→ REQUIREMENT
Without the pictures, return all of the material exactly as written.

**** DATA PROVIDED ****

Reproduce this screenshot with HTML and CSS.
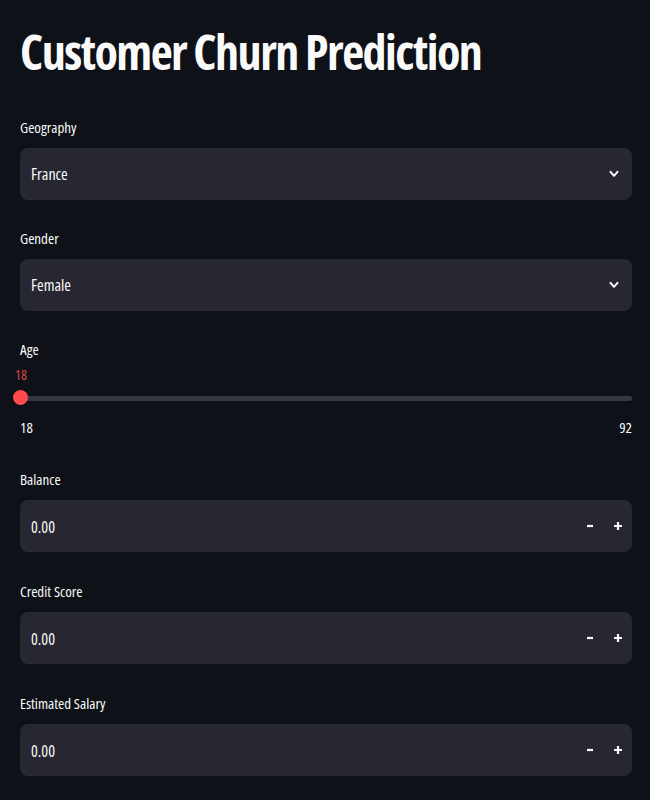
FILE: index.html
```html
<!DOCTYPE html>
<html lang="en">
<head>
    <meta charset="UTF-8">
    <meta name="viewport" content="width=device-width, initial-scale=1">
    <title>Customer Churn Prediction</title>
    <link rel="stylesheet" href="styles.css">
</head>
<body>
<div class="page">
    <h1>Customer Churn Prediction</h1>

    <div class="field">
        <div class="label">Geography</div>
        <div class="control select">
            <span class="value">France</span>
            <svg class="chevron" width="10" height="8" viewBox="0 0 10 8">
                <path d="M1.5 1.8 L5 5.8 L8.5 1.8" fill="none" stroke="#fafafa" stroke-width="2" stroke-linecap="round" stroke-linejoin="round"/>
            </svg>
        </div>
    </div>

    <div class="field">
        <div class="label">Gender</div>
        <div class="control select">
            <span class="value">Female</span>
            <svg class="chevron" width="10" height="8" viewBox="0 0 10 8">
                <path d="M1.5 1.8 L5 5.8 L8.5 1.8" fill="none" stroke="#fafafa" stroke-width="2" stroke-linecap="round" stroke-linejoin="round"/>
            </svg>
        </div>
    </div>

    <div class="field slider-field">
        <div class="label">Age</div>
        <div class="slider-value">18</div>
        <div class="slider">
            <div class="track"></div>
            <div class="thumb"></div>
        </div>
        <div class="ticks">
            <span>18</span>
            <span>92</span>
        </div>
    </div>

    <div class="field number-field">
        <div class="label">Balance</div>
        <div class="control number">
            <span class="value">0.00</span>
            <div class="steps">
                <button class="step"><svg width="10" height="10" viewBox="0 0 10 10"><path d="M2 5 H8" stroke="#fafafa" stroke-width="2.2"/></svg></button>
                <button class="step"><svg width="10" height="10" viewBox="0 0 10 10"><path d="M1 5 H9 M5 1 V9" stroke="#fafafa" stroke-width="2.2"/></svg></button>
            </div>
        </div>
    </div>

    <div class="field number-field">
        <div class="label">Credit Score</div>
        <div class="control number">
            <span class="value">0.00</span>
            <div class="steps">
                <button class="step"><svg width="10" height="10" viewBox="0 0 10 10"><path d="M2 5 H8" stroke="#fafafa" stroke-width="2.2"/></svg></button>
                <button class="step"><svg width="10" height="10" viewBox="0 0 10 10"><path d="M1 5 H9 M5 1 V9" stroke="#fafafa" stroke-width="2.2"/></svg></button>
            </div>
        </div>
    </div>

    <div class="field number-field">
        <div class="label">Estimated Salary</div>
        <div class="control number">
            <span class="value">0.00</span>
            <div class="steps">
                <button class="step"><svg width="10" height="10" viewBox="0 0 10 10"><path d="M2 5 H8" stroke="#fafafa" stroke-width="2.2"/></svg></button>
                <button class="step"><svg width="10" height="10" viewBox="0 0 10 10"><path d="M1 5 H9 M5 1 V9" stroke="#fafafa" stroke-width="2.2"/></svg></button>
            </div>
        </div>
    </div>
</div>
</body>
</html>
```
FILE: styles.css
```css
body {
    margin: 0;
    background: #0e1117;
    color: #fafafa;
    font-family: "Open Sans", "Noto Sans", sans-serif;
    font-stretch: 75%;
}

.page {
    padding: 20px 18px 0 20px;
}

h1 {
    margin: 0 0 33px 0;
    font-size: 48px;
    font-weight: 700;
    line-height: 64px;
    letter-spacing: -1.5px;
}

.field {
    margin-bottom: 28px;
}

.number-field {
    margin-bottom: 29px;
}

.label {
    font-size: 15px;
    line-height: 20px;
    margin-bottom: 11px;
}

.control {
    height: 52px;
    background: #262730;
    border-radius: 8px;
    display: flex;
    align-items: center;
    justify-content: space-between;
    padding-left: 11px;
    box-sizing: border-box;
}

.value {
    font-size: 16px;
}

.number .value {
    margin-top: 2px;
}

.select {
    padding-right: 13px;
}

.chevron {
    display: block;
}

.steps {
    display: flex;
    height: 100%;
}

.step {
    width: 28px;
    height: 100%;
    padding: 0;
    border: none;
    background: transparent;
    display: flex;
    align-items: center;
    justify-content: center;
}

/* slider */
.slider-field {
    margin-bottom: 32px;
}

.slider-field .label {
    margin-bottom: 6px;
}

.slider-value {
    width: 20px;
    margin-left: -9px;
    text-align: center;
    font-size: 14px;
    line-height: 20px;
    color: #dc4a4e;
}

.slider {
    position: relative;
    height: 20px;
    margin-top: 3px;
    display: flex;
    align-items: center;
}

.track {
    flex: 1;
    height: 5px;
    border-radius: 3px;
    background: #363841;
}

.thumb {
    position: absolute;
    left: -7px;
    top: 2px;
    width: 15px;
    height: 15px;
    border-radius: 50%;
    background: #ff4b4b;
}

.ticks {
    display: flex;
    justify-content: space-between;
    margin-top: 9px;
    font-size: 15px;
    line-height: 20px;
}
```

****

→ WORKED ANSWER
Reproduce this screenshot with HTML and CSS.
FILE: index.html
```html
<!DOCTYPE html>
<html lang="en">
<head>
    <meta charset="UTF-8">
    <meta name="viewport" content="width=device-width, initial-scale=1">
    <title>Customer Churn Prediction</title>
    <link rel="stylesheet" href="styles.css">
</head>
<body>
<div class="page">
    <h1>Customer Churn Prediction</h1>

    <div class="field">
        <div class="label">Geography</div>
        <div class="control select">
            <span class="value">France</span>
            <svg class="chevron" width="10" height="8" viewBox="0 0 10 8">
                <path d="M1.5 1.8 L5 5.8 L8.5 1.8" fill="none" stroke="#fafafa" stroke-width="2" stroke-linecap="round" stroke-linejoin="round"/>
            </svg>
        </div>
    </div>

    <div class="field">
        <div class="label">Gender</div>
        <div class="control select">
            <span class="value">Female</span>
            <svg class="chevron" width="10" height="8" viewBox="0 0 10 8">
                <path d="M1.5 1.8 L5 5.8 L8.5 1.8" fill="none" stroke="#fafafa" stroke-width="2" stroke-linecap="round" stroke-linejoin="round"/>
            </svg>
        </div>
    </div>

    <div class="field slider-field">
        <div class="label">Age</div>
        <div class="slider-value">18</div>
        <div class="slider">
            <div class="track"></div>
            <div class="thumb"></div>
        </div>
        <div class="ticks">
            <span>18</span>
            <span>92</span>
        </div>
    </div>

    <div class="field number-field">
        <div class="label">Balance</div>
        <div class="control number">
            <span class="value">0.00</span>
            <div class="steps">
                <button class="step"><svg width="10" height="10" viewBox="0 0 10 10"><path d="M2 5 H8" stroke="#fafafa" stroke-width="2.2"/></svg></button>
                <button class="step"><svg width="10" height="10" viewBox="0 0 10 10"><path d="M1 5 H9 M5 1 V9" stroke="#fafafa" stroke-width="2.2"/></svg></button>
            </div>
        </div>
    </div>

    <div class="field number-field">
        <div class="label">Credit Score</div>
        <div class="control number">
            <span class="value">0.00</span>
            <div class="steps">
                <button class="step"><svg width="10" height="10" viewBox="0 0 10 10"><path d="M2 5 H8" stroke="#fafafa" stroke-width="2.2"/></svg></button>
                <button class="step"><svg width="10" height="10" viewBox="0 0 10 10"><path d="M1 5 H9 M5 1 V9" stroke="#fafafa" stroke-width="2.2"/></svg></button>
            </div>
        </div>
    </div>

    <div class="field number-field">
        <div class="label">Estimated Salary</div>
        <div class="control number">
            <span class="value">0.00</span>
            <div class="steps">
                <button class="step"><svg width="10" height="10" viewBox="0 0 10 10"><path d="M2 5 H8" stroke="#fafafa" stroke-width="2.2"/></svg></button>
                <button class="step"><svg width="10" height="10" viewBox="0 0 10 10"><path d="M1 5 H9 M5 1 V9" stroke="#fafafa" stroke-width="2.2"/></svg></button>
            </div>
        </div>
    </div>
</div>
</body>
</html>
```
FILE: styles.css
```css
body {
    margin: 0;
    background: #0e1117;
    color: #fafafa;
    font-family: "Open Sans", "Noto Sans", sans-serif;
    font-stretch: 75%;
}

.page {
    padding: 20px 18px 0 20px;
}

h1 {
    margin: 0 0 33px 0;
    font-size: 48px;
    font-weight: 700;
    line-height: 64px;
    letter-spacing: -1.5px;
}

.field {
    margin-bottom: 28px;
}

.number-field {
    margin-bottom: 29px;
}

.label {
    font-size: 15px;
    line-height: 20px;
    margin-bottom: 11px;
}

.control {
    height: 52px;
    background: #262730;
    border-radius: 8px;
    display: flex;
    align-items: center;
    justify-content: space-between;
    padding-left: 11px;
    box-sizing: border-box;
}

.value {
    font-size: 16px;
}

.number .value {
    margin-top: 2px;
}

.select {
    padding-right: 13px;
}

.chevron {
    display: block;
}

.steps {
    display: flex;
    height: 100%;
}

.step {
    width: 28px;
    height: 100%;
    padding: 0;
    border: none;
    background: transparent;
    display: flex;
    align-items: center;
    justify-content: center;
}

/* slider */
.slider-field {
    margin-bottom: 32px;
}

.slider-field .label {
    margin-bottom: 6px;
}

.slider-value {
    width: 20px;
    margin-left: -9px;
    text-align: center;
    font-size: 14px;
    line-height: 20px;
    color: #dc4a4e;
}

.slider {
    position: relative;
    height: 20px;
    margin-top: 3px;
    display: flex;
    align-items: center;
}

.track {
    flex: 1;
    height: 5px;
    border-radius: 3px;
    background: #363841;
}

.thumb {
    position: absolute;
    left: -7px;
    top: 2px;
    width: 15px;
    height: 15px;
    border-radius: 50%;
    background: #ff4b4b;
}

.ticks {
    display: flex;
    justify-content: space-between;
    margin-top: 9px;
    font-size: 15px;
    line-height: 20px;
}
```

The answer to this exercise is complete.